Hasta la fecha, un puñado de extraños se le habían acercado lo suficiente como para insultarla a los gritos, y algunos niños de su primera escuela se habían comportado casi tan violentamente como cualquier matón (común, no adicto a las drogas ni sicótico) de nueve años, pero ella nunca se había enfrentado a algo como esto. Le mostré las noticias en vivo. No se inmutó. Francine y yo nos retiramos a la sala para deliberar.

—Creo que no es una buena idea —dije. Por sobre todo lo demás, yo estaba comenzando a ser presa de un terror paranoide de que Isabelle nos echara la culpa de toda la situación. Menos ilusa, ella fácilmente podía desaprobamos por exponer a Helen a los manifestantes. Y aunque eso no fuera suficiente para que nos revocara la licencia de inmediato, erosionar la confianza que había depositado en nosotros finalmente podía llevamos a sufrir el mismo destino.

Francine lo pensó por un momento.

—Si vamos con ella, si los dos caminamos junto a ella, ¿qué nos van a hacer? Si nos ponen un dedo encima, es agresión física. Si tratan de quitárnosla a la fuerza, es robo.

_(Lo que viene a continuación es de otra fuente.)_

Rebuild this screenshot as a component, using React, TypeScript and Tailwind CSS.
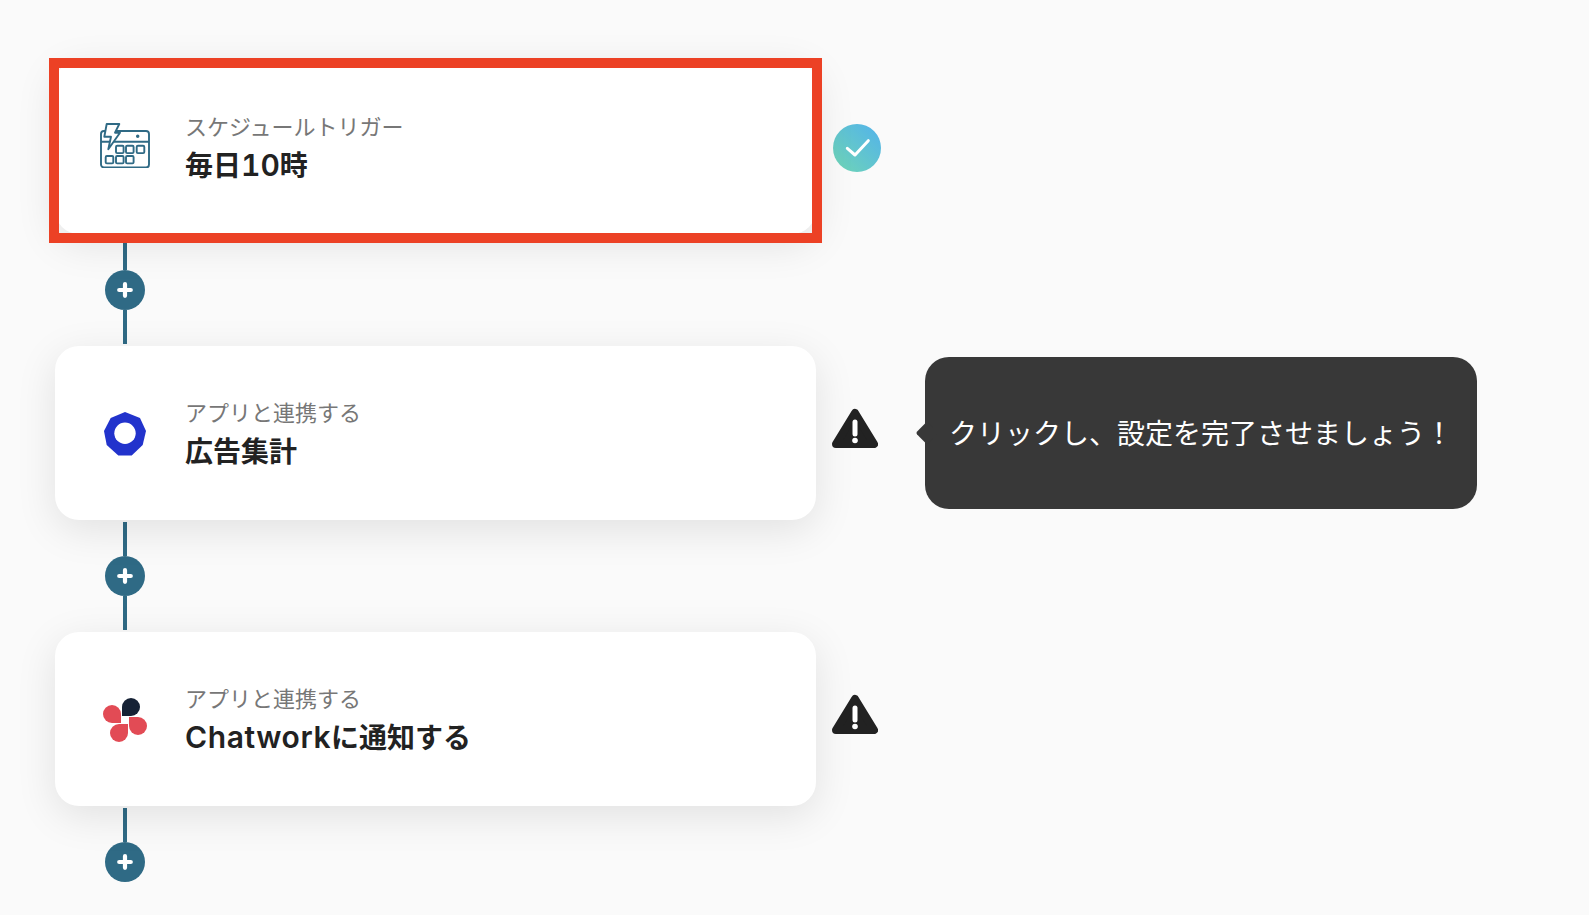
const cardFont = "font-['Inter','Noto_Sans_CJK_JP',sans-serif]";

function CalendarIcon() {
  return (
    <svg className="-mt-1" width="50" height="46" viewBox="0 0 50 46" fill="none" stroke="#2f6a85" strokeWidth="1.9" strokeLinejoin="round">
      <rect x="1" y="9" width="48" height="36.5" rx="3" />
      <path d="M1 19.7H49" />
      <circle cx="37.7" cy="14.3" r="0.8" fill="#2f6a85" />
      <rect x="16" y="23.7" width="7.6" height="7.4" rx="1.2" />
      <rect x="26" y="23.7" width="7.6" height="7.4" rx="1.2" />
      <rect x="36.7" y="23.7" width="7.6" height="7.4" rx="1.2" />
      <rect x="5.7" y="34" width="7.6" height="7.4" rx="1.2" />
      <rect x="16" y="34" width="7.6" height="7.4" rx="1.2" />
      <rect x="26" y="34" width="7.6" height="7.4" rx="1.2" />
      <path d="M6.7 2H19.3L15 10.7H20L8.3 27.3L11 14.7H4.3Z" fill="#fff" />
    </svg>
  );
}

function AdIcon() {
  return (
    <svg className="mt-[2px]" width="42" height="44" viewBox="0 0 42 44">
      <polygon points="21,0 36,6 42,19 38.7,33 27.7,43.5 14.3,43.5 2.7,33 0,19 6.7,6" fill="#2233cc" />
      <circle cx="21" cy="21.3" r="10.7" fill="#fff" />
    </svg>
  );
}

function ChatworkIcon() {
  return (
    <svg className="mt-[2px]" width="44" height="44" viewBox="0 0 44 44">
      <path d="M19 18V9A9 9 0 1 1 28 18Z" fill="#162235" />
      <path d="M18 25H9A9 9 0 1 1 18 16Z" fill="#e24b55" />
      <path d="M26 19H35A9 9 0 1 1 26 28Z" fill="#e24b55" />
      <path d="M25 26V35A9 9 0 1 1 16 26Z" fill="#e24b55" />
    </svg>
  );
}

function CheckBadge() {
  return (
    <svg width="48" height="48" viewBox="0 0 48 48" fill="none">
      <defs>
        <linearGradient id="checkGrad" x1="0" y1="1" x2="1" y2="0">
          <stop offset="0" stopColor="#70d6b4" />
          <stop offset="1" stopColor="#52b2ec" />
        </linearGradient>
      </defs>
      <circle cx="24" cy="24" r="24" fill="url(#checkGrad)" />
      <path d="M14.3 24.3L22 31L35.3 16.7" stroke="#fff" strokeWidth="3" strokeLinecap="round" strokeLinejoin="round" />
    </svg>
  );
}

function WarningIcon() {
  return (
    <svg width="46" height="41" viewBox="0 0 46 41">
      <path d="M23 5L42 36H4Z" fill="#222" stroke="#222" strokeWidth="8" strokeLinejoin="round" />
      <path d="M23 14V26" stroke="#fff" strokeWidth="5" strokeLinecap="round" />
      <circle cx="23" cy="32.5" r="2.8" fill="#fff" />
    </svg>
  );
}

function Connector({ last }: { last?: boolean }) {
  return (
    <div className="w-[140px] h-[112px] flex flex-col items-center pt-[2px]">
      <span className="w-1 h-[34px] bg-[#2f6a85]" />
      <button className="w-10 h-10 shrink-0 rounded-full bg-[#2f6a85] flex items-center justify-center">
        <svg width="16" height="16" viewBox="0 0 16 16">
          <path d="M2.2 8H13.8M8 2.2V13.8" stroke="#fff" strokeWidth="4.2" strokeLinecap="round" />
        </svg>
      </button>
      {!last && <span className="w-1 h-[34px] bg-[#2f6a85]" />}
    </div>
  );
}

function Card({ icon, label, title, active }: { icon: React.ReactNode; label: string; title: React.ReactNode; active?: boolean }) {
  return (
    <div className={`relative w-[761px] h-[174px] shrink-0 rounded-[24px] bg-white shadow-[0_10px_40px_rgba(0,0,0,0.1)] flex items-center ${cardFont}`}>
      <div className="w-[140px] flex justify-center">{icon}</div>
      <div className="flex flex-col -ml-[10px] mt-[3px]">
        <span className="text-[22px] leading-[35px] text-[#777]">{label}</span>
        <span className="text-[28px] leading-[42px] font-bold text-[#222]">{title}</span>
      </div>
      {active && <div className="absolute -left-[6px] -top-[2px] -right-[6px] -bottom-[9px] border-[10px] border-[#ec4125]" />}
    </div>
  );
}

export default function App() {
  return (
    <div className="min-h-[915px] bg-[#fafafa] pl-[55px] pt-[60px] overflow-hidden">
      <div className="flex items-center h-[174px]">
        <Card
          icon={<CalendarIcon />}
          label="スケジュールトリガー"
          title={<span className="relative -top-px">毎日<span className="text-[30px] font-semibold tabular-nums">10</span>時</span>}
          active
        />
        <div className="ml-[17px] mt-[2px]"><CheckBadge /></div>
      </div>
      <Connector />
      <div className="flex items-center h-[174px]">
        <Card icon={<AdIcon />} label="アプリと連携する" title="広告集計" />
        <div className="ml-4 -mt-[9px]"><WarningIcon /></div>
        <div className={`relative ml-[47px] w-[552px] h-[152px] pt-[2px] rounded-[24px] bg-[#383838] flex items-center justify-center text-white text-[28px] ${cardFont}`}>
          <span className="absolute -left-[6px] top-[68px] w-4 h-4 rotate-45 rounded-[2px] bg-[#383838]" />
          クリックし、設定を完了させましょう！
        </div>
      </div>
      <Connector />
      <div className="flex items-center h-[174px]">
        <Card
          icon={<ChatworkIcon />}
          label="アプリと連携する"
          title={<span className="relative -top-px"><span className="text-[30px] font-semibold tracking-[0.6px]">Chatwork</span>に通知する</span>}
        />
        <div className="ml-4 -mt-[9px]"><WarningIcon /></div>
      </div>
      <Connector last />
    </div>
  );
}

—Sí, pero hagan lo que hagan Helen escuchará todo el veneno que le escupirán encima.

—Ella mira las noticias, Ben. No será la primera vez que lo oye.

—Oh, mierda. —Isabelle y Sophie habían bajado para desayunar; oí que Helen, con calma, les contaba sus planes.

—Olvídate de complacer a Isabelle —dijo Francine—. Si Helen quiere hacer esto sabiendo lo que trae aparejado y nosotros podemos mantenerla a salvo, deberíamos respetar su decisión.

Sentí una punzada de furia ante la insinuación no declarada: habiendo llegado tan lejos para permitirle a nuestra hija tomar decisiones significativas, yo sería un hipócrita si me interpusiera en su camino.
¿Sabiendo lo que trae aparejado?
Sólo tenía nueve años y medio.

Admiraba su coraje, sin embargo, y realmente creía que podíamos protegerla.

—Está bien —dije—. Llama a los otros padres. Yo informaré a la policía.

Apenas nos bajamos del coche, nos detectaron. Sonaron gritos y una ola de gente furiosa se lanzó hacia nosotros.

Miré a Helen y apreté su mano con más fuerza.

—No te sueltes de nosotros.

Ella me sonrió con indulgencia, como si yo le estuviera advirtiendo algo trivial, como vidrios rotos en una playa.